I definitely support the hypothesis that calling all storage drives hard drives is an old curmudgeon thing 😅 I’ve been doing computer nerdery for way over 30 years, and a hard drive is a hard drive even if it doesn’t have spinny disks in it
I don’t know when I became my mother. It happened so gradually I barely even noticed.
I think we all swear to ourselves that we won’t grow up to be like those old people who seem to cling to the past.
Then one day you find yourself going “well it’s a hard drive to me, I don’t care what it should be called”
SSD’s are hard!
A 1tb Steam Deck-sized NVMe drive is about 120 bucks right now. Not cheap. But not insanely prices either.
2280-sized SSDs are significantly cheaper than 2230-sized ones.
They are, by a large margain.
https://www.bestbuy.com/site/searchpage.jsp?st=m.2&_dyncharset=UTF-8&_dynSessConf=&id=pcat17071&type=page&sc=Global&cp=1&nrp=&sp=&qp=&list=n&af=true&iht=y&usc=All+Categories&ks=960&keys=keys 2tb 970 samsung m.2 for 80 bux
ah ok
Huh I always thought “hard drive” was the umbrella category, and SSDs and spinny disk drives are subcategories.
I think storage or storage drive is the umbrella term these days. “Hard drive” was always short for “Hard Disk Drive” (which was named in comparison to Floppy Disk Drive) but since it was the only type of drive used for non-volatile internal storage for a good 20 years or so, it became a catch-all term. These days, many people understand there’s two different kinds and a lot of systems have both, so hard drive is becoming recognized to mean the spinning disks; as opposed to SSD, which is now an umbrella term incorporating 2.5" SATA, M.2 SATA, and M.2 NVMe, which are all Solid State Drives but different combinations of interfaces and form factors.
Nah, the “SS” and “HD” bits refers to how each storage disk reads data. HDDs use hard metal disks to read & write data, hence it got the misnomer hard disk drive.
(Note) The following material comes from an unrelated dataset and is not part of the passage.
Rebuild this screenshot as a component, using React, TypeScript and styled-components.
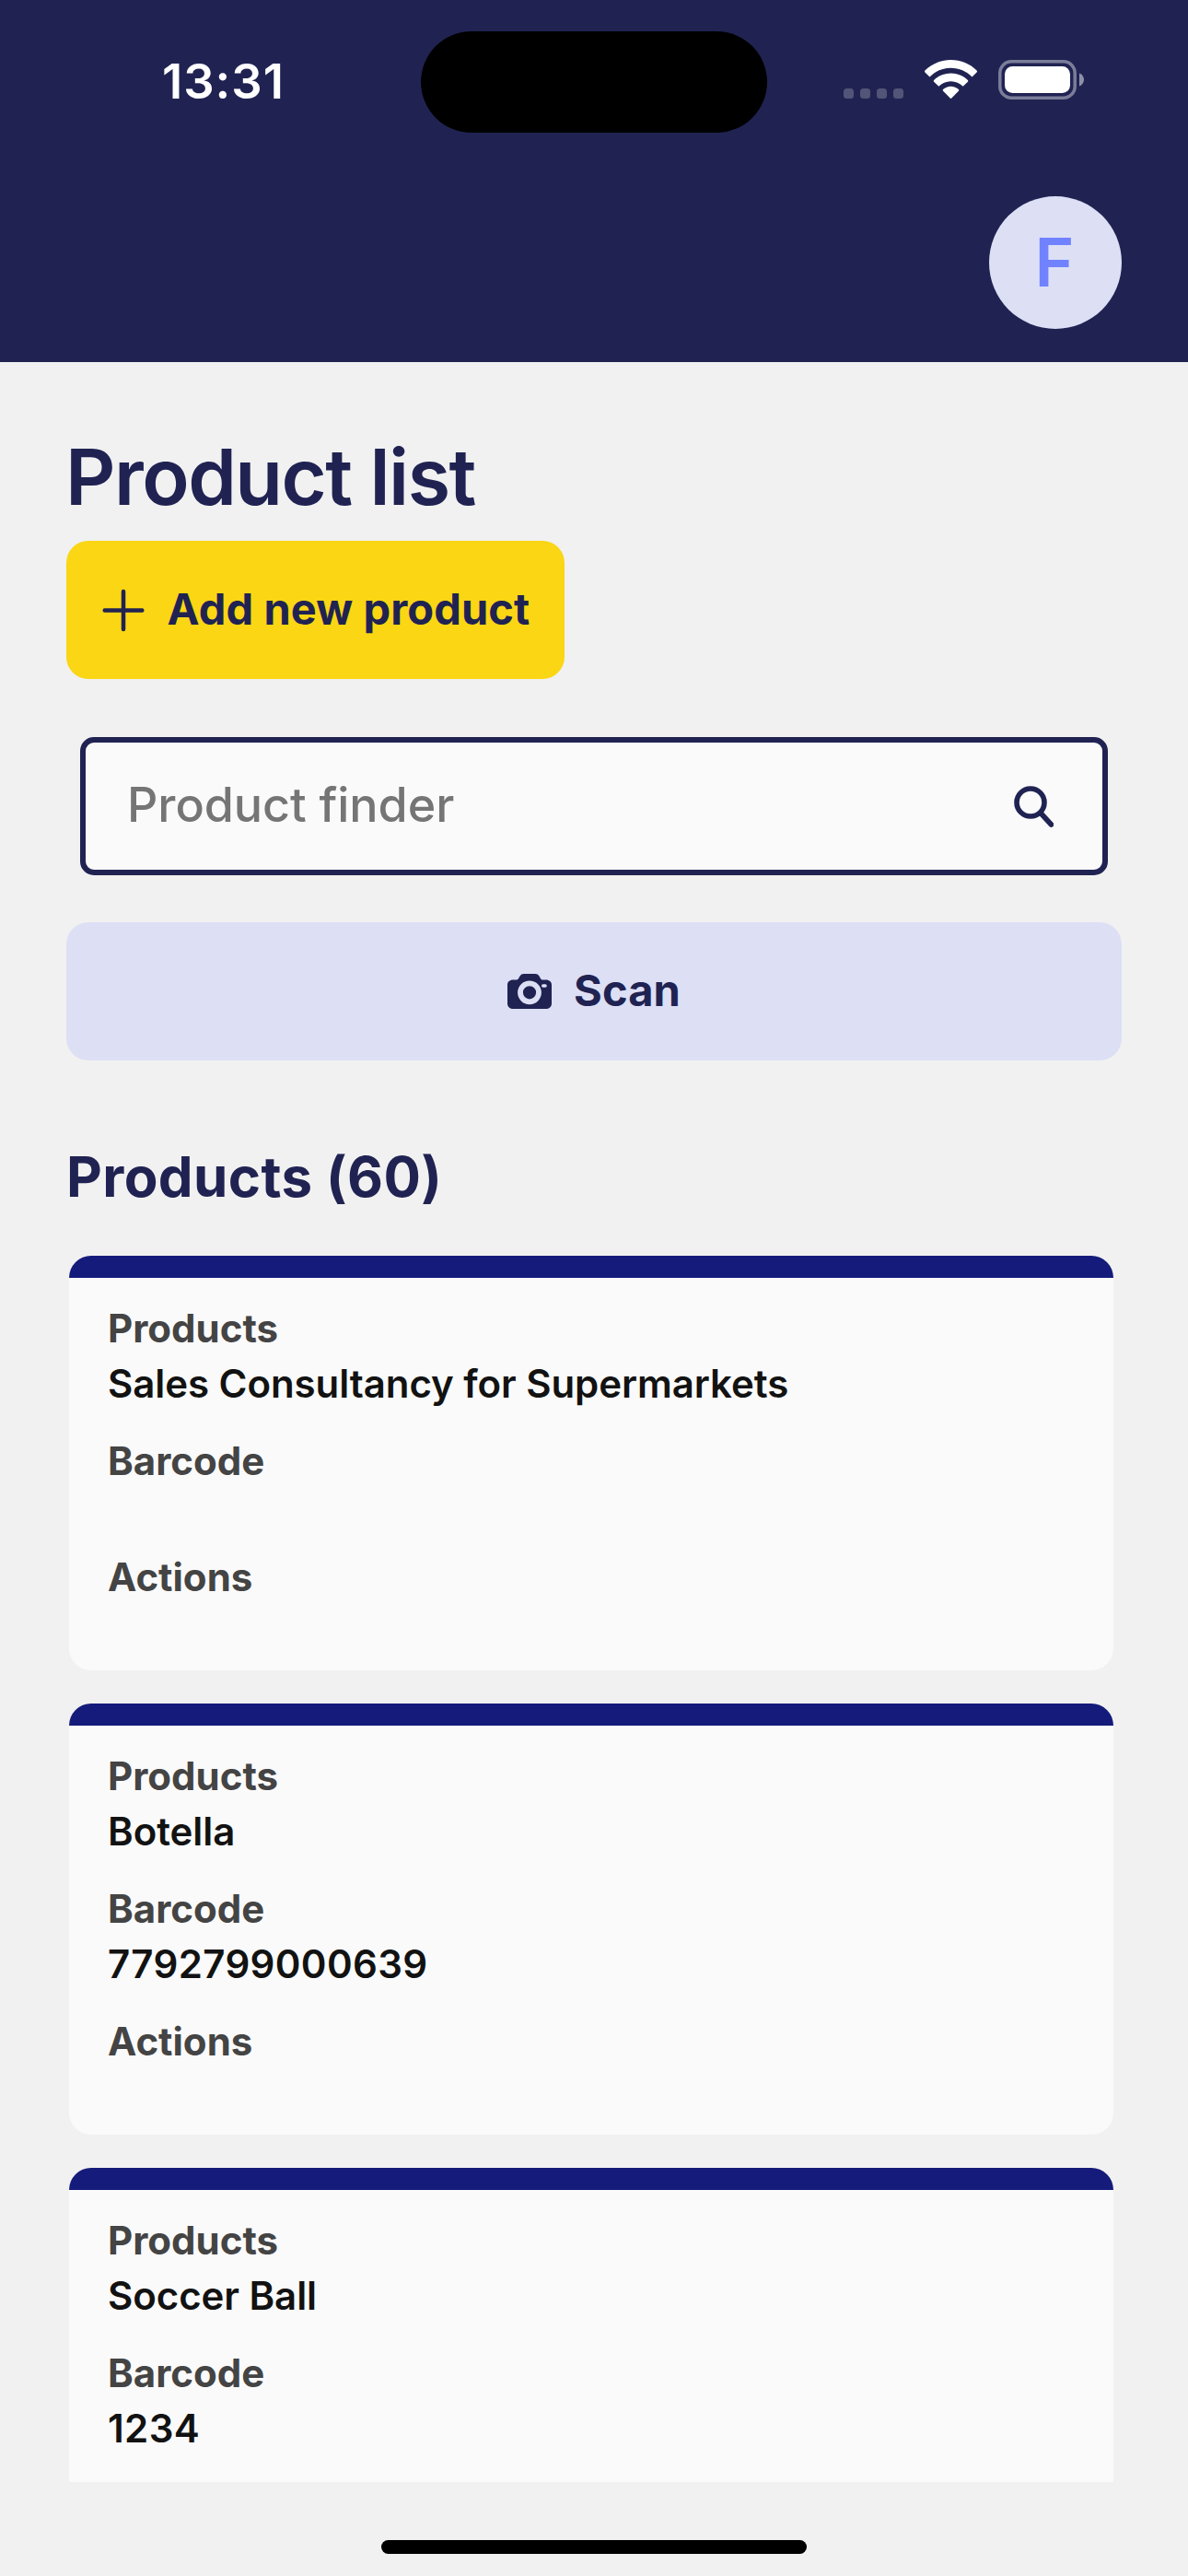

SSDs use solid state flash memory to read & write data, hence it being called a solid state drive.
If you want the general category, you’d want to say “storage drive” specifically since if you say “drive”, that can also refer to an optical drive (AKA the CD slot) or a USB drive (AKA flash/thumb drives).
The classic, computer science term for all of these devices is “secondary storage”, if anyone’s looking for a way to confuse people briefly before explaining that you mean “hard drives, SSDs, etc.”
I’ve been seeing both recently. I’ve opted to err on the same side and just make it clear when I’m talking about spinning rust versus solid state.